# Direction:
Every line below that holds the string "this" should be copied out.

(Web page code records)
:::
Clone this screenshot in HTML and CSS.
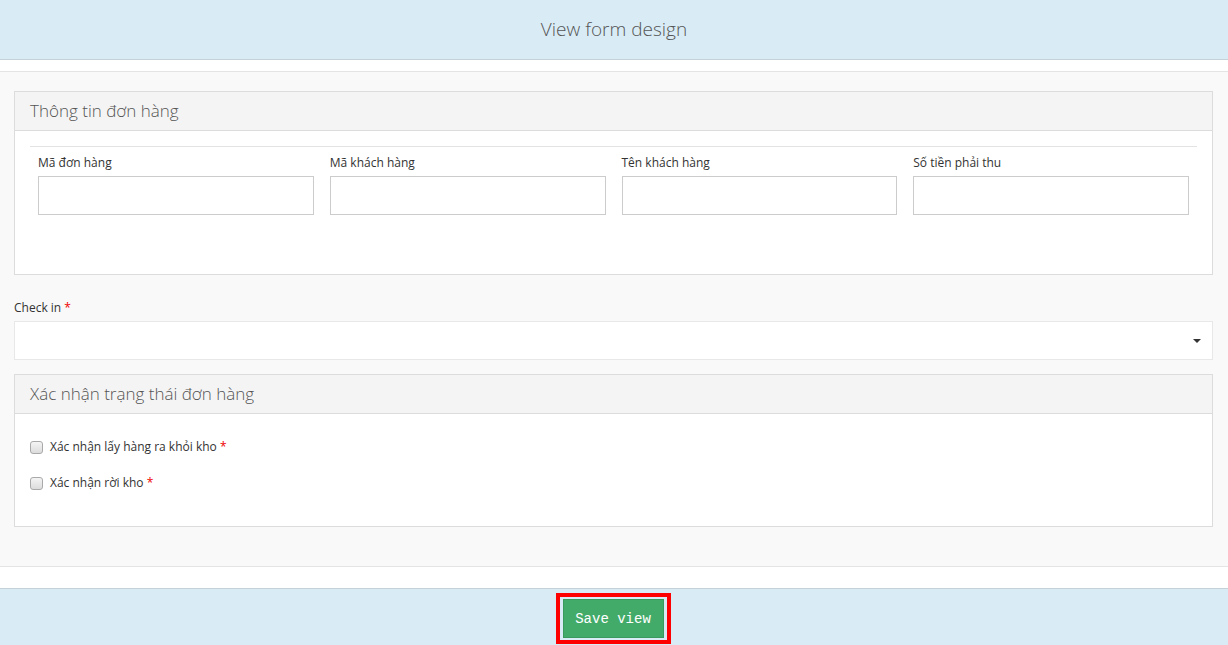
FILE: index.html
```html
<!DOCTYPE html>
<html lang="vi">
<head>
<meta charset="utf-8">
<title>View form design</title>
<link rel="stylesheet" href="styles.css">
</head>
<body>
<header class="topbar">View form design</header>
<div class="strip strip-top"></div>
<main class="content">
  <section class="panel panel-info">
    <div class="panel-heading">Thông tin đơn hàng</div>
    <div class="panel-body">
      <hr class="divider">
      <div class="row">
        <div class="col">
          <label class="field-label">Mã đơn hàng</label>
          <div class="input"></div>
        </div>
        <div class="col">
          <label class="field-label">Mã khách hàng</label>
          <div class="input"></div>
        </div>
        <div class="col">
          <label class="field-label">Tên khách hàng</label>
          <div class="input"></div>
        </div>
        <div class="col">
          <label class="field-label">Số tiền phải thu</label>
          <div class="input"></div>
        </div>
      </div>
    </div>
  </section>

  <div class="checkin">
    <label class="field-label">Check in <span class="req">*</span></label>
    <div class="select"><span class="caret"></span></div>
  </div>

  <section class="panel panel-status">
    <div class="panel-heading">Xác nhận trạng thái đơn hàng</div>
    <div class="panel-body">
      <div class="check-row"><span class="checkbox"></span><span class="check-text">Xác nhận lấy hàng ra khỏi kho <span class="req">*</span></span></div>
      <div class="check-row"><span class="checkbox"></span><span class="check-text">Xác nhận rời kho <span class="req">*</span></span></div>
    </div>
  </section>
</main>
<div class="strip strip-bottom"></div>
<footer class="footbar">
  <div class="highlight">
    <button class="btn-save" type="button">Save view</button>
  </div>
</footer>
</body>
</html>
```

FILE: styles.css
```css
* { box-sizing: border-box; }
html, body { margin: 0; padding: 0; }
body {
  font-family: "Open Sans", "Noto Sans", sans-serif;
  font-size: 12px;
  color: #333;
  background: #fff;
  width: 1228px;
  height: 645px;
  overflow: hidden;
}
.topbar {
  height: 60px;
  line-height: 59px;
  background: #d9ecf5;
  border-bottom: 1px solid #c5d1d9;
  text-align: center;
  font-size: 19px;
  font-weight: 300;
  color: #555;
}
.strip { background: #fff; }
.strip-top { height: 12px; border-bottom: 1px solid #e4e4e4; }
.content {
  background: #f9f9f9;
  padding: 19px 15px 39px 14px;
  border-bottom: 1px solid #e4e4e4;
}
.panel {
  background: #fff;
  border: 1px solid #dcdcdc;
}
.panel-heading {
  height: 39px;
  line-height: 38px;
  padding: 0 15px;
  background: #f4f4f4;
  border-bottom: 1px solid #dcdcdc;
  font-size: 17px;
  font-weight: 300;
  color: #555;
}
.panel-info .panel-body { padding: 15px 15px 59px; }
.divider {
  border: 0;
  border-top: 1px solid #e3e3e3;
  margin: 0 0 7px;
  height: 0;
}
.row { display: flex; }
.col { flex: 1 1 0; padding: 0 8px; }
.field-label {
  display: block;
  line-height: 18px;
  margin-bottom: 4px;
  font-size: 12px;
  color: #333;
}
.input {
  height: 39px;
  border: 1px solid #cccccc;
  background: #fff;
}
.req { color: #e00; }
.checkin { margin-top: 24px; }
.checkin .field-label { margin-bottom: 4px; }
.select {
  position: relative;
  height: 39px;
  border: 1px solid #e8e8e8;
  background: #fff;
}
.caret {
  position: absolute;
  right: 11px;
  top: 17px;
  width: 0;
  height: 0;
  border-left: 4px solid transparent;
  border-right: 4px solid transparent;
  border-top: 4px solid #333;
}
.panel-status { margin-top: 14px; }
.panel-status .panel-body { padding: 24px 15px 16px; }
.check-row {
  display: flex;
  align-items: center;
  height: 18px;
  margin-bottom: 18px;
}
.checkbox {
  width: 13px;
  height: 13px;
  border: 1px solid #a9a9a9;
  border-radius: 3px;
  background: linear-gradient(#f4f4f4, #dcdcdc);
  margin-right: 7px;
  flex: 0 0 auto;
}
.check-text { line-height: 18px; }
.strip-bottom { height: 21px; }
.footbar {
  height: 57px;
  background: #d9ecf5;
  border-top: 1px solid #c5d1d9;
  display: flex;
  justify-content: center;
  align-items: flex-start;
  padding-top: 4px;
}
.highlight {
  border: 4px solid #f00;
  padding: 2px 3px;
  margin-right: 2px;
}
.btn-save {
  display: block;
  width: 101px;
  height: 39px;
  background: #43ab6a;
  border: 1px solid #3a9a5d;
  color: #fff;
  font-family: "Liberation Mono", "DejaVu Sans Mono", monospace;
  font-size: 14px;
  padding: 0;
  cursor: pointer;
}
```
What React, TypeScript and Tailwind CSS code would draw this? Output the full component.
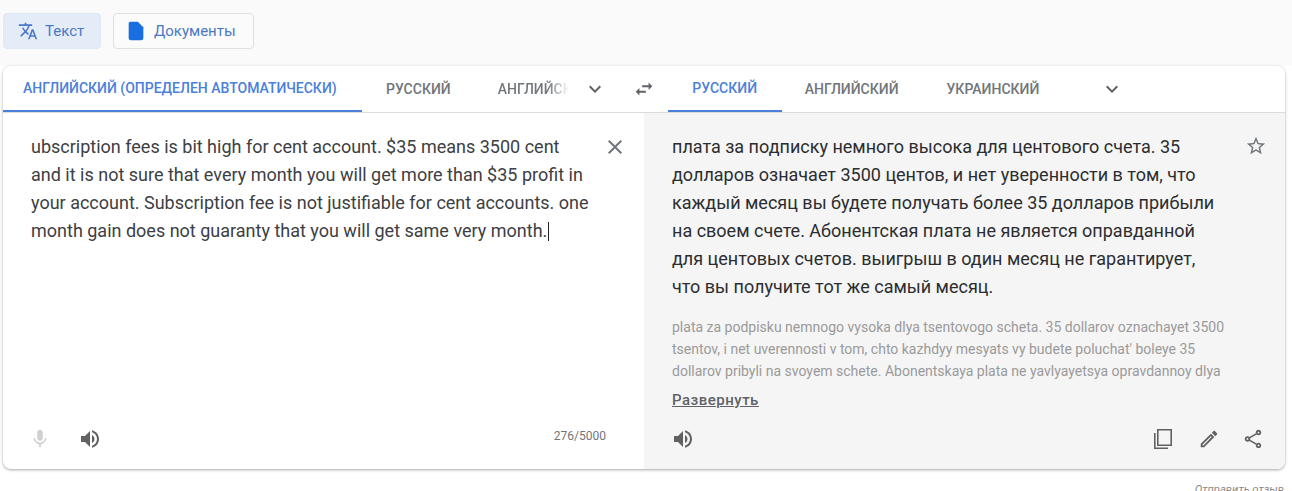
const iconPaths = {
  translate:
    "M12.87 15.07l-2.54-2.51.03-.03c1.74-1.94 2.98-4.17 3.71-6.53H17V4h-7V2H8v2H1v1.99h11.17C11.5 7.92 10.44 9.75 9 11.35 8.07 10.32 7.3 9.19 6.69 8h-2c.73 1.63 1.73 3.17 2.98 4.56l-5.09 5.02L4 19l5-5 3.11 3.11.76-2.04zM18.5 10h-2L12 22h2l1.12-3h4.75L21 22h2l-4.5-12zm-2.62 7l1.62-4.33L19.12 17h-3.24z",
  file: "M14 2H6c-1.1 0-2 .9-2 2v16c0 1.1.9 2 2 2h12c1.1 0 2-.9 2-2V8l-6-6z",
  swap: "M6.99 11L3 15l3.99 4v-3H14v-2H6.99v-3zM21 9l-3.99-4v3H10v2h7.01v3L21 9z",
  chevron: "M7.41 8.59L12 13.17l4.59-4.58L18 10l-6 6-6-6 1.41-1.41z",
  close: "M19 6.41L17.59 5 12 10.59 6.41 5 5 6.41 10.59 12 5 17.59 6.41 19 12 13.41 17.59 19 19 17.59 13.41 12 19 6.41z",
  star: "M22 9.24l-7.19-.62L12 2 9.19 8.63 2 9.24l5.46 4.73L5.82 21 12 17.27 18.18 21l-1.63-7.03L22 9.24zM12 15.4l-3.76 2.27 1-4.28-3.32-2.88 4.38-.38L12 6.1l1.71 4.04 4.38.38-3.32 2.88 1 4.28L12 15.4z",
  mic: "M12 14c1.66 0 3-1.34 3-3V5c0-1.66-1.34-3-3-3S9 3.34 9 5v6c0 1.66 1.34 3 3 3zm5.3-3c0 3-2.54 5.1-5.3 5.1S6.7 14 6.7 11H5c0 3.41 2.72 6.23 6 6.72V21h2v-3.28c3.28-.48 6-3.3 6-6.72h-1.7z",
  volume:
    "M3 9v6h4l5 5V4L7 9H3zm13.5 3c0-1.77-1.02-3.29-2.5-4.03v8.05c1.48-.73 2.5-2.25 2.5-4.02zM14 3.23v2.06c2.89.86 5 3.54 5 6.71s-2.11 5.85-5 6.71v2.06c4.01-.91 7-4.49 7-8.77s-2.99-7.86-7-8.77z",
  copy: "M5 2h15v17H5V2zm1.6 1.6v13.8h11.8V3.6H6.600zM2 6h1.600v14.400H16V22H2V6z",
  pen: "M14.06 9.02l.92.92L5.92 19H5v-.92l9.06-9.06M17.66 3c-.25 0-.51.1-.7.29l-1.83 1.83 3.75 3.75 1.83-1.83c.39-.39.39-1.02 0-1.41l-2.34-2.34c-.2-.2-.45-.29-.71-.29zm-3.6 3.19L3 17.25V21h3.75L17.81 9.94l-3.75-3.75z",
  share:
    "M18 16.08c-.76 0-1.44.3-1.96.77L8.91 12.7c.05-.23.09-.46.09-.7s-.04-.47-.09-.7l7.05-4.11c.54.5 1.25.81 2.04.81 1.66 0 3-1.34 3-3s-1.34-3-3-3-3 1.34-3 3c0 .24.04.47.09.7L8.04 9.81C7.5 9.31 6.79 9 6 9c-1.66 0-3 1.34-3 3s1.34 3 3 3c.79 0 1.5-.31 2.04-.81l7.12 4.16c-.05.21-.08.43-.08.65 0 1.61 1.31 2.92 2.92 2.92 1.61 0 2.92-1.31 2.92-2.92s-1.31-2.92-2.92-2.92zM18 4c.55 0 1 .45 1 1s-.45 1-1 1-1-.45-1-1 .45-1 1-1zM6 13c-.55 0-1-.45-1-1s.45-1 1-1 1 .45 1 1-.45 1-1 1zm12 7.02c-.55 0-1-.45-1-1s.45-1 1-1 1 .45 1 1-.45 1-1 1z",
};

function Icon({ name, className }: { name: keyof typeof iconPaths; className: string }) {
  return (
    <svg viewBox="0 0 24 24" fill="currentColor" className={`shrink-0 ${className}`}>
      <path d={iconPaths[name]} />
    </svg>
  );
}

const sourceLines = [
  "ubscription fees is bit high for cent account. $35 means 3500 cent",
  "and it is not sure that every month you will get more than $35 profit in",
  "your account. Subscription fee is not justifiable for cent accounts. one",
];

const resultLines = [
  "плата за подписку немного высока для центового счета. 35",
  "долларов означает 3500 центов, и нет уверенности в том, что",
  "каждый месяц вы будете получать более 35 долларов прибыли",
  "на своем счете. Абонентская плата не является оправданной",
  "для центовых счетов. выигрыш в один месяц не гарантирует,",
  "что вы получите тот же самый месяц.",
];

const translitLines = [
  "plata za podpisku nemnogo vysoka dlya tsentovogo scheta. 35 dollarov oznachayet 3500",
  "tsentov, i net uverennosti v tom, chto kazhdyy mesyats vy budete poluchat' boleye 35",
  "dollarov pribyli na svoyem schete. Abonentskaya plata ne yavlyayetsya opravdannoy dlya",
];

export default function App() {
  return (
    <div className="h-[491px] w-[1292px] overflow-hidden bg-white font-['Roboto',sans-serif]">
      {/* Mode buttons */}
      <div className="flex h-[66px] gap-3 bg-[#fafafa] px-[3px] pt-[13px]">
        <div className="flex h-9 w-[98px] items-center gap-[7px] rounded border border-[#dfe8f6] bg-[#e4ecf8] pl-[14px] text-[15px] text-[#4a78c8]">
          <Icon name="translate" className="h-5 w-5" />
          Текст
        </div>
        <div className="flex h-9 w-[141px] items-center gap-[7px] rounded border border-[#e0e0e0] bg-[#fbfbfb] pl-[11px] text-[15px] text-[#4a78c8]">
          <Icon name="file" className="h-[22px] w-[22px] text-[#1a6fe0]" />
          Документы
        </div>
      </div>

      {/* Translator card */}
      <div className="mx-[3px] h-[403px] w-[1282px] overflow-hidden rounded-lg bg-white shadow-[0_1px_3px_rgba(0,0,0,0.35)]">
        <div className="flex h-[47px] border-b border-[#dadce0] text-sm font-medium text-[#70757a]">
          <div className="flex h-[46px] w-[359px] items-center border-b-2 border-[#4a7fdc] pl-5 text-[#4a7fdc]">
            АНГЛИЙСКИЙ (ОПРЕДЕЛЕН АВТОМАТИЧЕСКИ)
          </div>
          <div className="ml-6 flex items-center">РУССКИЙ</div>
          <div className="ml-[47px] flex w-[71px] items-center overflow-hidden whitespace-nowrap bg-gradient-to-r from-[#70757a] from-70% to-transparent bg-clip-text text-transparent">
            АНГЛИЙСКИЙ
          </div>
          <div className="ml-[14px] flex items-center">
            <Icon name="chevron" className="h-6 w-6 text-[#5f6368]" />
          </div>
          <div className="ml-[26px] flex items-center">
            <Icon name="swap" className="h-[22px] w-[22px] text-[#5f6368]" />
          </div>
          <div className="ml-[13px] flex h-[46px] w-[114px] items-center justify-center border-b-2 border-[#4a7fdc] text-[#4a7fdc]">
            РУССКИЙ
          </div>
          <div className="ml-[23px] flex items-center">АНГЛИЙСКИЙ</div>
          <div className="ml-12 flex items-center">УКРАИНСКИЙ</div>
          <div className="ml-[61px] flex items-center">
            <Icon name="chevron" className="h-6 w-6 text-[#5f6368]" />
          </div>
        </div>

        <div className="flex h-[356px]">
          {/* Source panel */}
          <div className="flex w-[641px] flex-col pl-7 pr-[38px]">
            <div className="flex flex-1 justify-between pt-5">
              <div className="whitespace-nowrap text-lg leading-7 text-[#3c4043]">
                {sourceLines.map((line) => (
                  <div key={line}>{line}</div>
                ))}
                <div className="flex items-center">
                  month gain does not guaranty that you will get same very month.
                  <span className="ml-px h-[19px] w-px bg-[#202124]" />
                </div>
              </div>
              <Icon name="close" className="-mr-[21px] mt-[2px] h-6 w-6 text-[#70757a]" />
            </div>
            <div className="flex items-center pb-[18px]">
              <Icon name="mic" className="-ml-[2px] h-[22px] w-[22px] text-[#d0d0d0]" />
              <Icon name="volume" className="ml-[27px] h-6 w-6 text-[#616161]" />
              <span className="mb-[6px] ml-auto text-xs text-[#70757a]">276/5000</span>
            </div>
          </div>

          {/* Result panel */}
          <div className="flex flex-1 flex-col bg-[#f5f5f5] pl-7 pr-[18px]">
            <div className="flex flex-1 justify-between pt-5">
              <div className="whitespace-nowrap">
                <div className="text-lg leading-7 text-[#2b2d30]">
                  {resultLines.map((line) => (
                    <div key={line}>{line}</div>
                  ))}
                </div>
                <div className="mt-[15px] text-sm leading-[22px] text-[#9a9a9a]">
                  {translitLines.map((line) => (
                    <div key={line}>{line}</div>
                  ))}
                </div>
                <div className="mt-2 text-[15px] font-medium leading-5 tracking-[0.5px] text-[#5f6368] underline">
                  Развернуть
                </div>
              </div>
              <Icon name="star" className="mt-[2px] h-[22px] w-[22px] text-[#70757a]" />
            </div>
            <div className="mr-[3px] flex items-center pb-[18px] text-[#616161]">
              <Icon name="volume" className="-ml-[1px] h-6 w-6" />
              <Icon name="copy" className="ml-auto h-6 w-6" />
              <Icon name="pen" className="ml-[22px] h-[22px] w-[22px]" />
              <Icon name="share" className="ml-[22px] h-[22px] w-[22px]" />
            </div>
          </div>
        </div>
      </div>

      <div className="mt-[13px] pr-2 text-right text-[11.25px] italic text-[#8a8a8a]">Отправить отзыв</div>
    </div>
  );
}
:::
# Solution:
Clone this screenshot in HTML and CSS.
What React, TypeScript and Tailwind CSS code would draw this? Output the full component.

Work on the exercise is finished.